Apparently the point at which the teacher (who, BTW, was a nun, I don't know if that's relevant) felt control of the class slipping away from her was when I stated "If you're a boy, you should have two. But if you only have one, then that means you need the same operation I had." Whereupon an entire classroom collectively started rummaging around inside their pants, to determine what was what. Even this probably could've been safely glossed over (and was in any case better than my younger brother running up to a different nun to do a Fonzie impression, with the addition of dropped trousers); but my perfectly reasonable corollary – "But if you're a girl, don't bother looking because you don't have any" – was apparently sufficient to send at least two classmates home in tears. The phone calls to the school from their parents were duly relayed to mine, who assured the principal that the sordid event was unlikely to happen again.

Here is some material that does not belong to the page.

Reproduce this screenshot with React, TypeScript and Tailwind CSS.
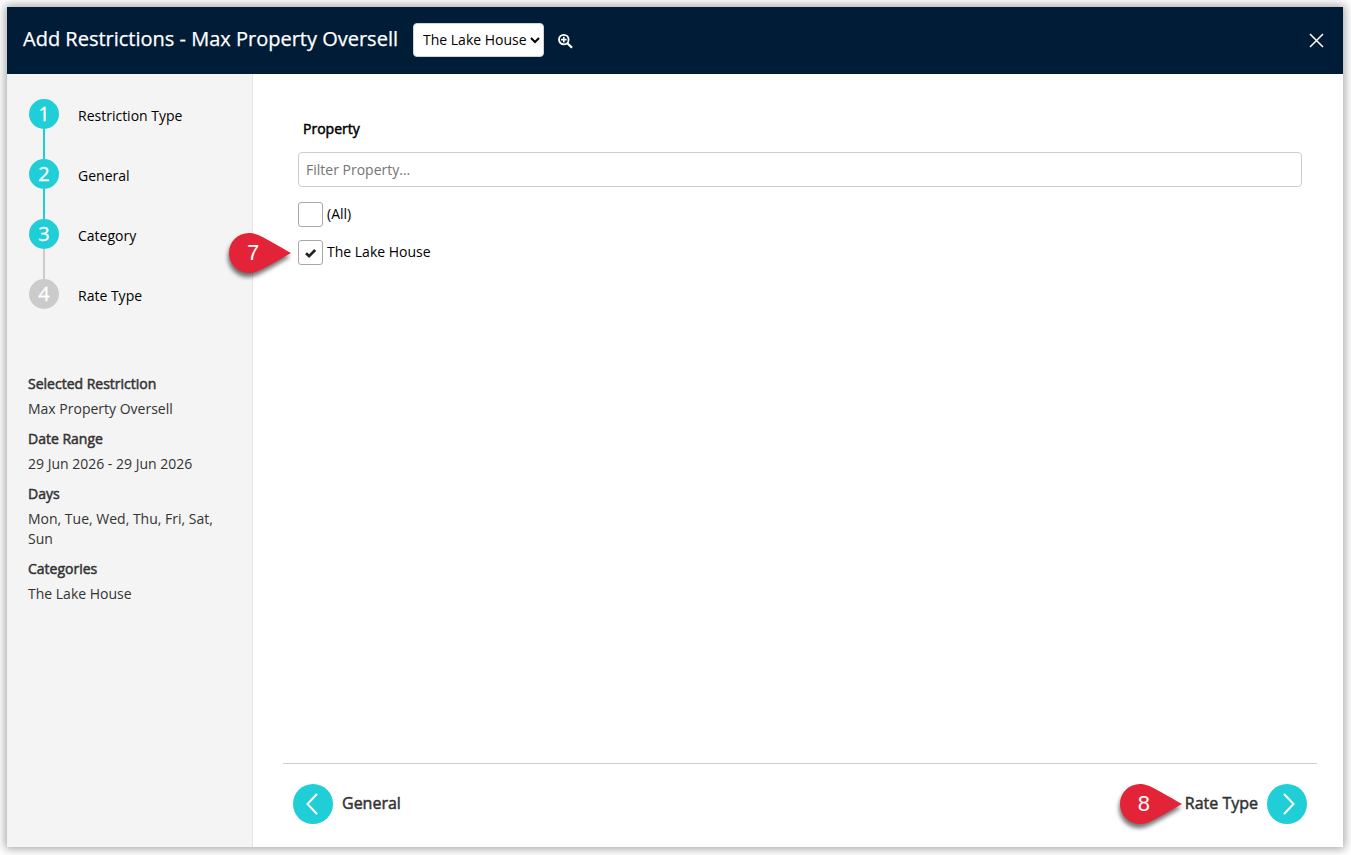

There's this passage in the Bible about Jesus basically giving his parents a bit of backchat about nipping off, and then it reports "his mother treasured all these things in her heart." I occasionally wonder what my mother thinks when she reads that.
Here endeth the testicle story.
ita (in Bitches)
Scurvy is for pussies. Go team rickets!
Trudy, in Bitches, even without the context. Maybe especially without the context:
It's always time for a good testicle story!
In Press. When did Press get funny?
DX: Jon, I changed the names of the closed threads to make it clearer.
(and the changes were:)
Boxed Set, Vol. 1: Not This One...
Boxed Set, Vol. 1: Smallville, Due South, Farscape
Boxed Set, Vol. 1: Don't Pick Me, Either...
ita in Natter:
I was just planning triplets at lunch today. Didn't get very far.
meara's follow-up to the above:
suspects ita of planning to "have triplets" in a different sort of way. suspects lunch hour just wasn't enough time
Emily, in Boxed Set
Heck, it's how I got interested in all my most recent fandoms. I think I'd seen an episode of Smallville before I started reading the fanfic, but due South and Sentinel I hadn't, and Stargate I actively disliked (mostly because in my head it was like the snotty kid who moves in from a big city and thinks she's going to be all popular just because she shops at stores that have last names attached to them (as opposed to, say, "Hank's") so until she settles down she keeps trying to upstage the kid who actually is cool because she's just spiffy and funny and really smart and nice, but for a while you're afraid people are going to buy into City Girl's guff and start trying to act all snotty like her and meanwhile there'll be smaller and smaller attendance at the Grand Pirate Adventure Princess Veterinarian Superspy outing every weekend until it's just you and the girl who used to be cool and she can't help but be a little diminished in your eyes, but then twenty years later you come back and they're all living desperate-to-impress Big City Lives and she's got some wicked cool life in the outback either painting or rescuing wallabies and she sweeps you off your feet and you have a passionate affair after which you live happily ever after and just end up feeling sorry for all the other girls because they too could have grown up smart and cool and had a wild passionate affair and a happy ever after, so there's a sort of bittersweet tinge to your contentment) until the fanfic got me to take a second look.
And slightly later
(Also, the wallaby-rescuing wicked cool lesbian lover above was played by Farscape)
Madrigal in Movies:
Warren Zevon, Leni Riefenstahl - I suppose this now means an actor with an unusual name with a cult following is next to die
Trudy Booth ripostes:
Somebody hide Pia Zadora.
In Firefly:
Susan W: On the weirdness of any fandom, I recently read a Dean blog kerfluffle that could've been transplanted wholesale to Buffy fandom on LiveJournal if you'd just gone through and replaced "Dean" and "Kerry" with "Buffy" and "Spike."
Wolfram: Try doing that with the infamous balcony scene...there's a mind scrubber.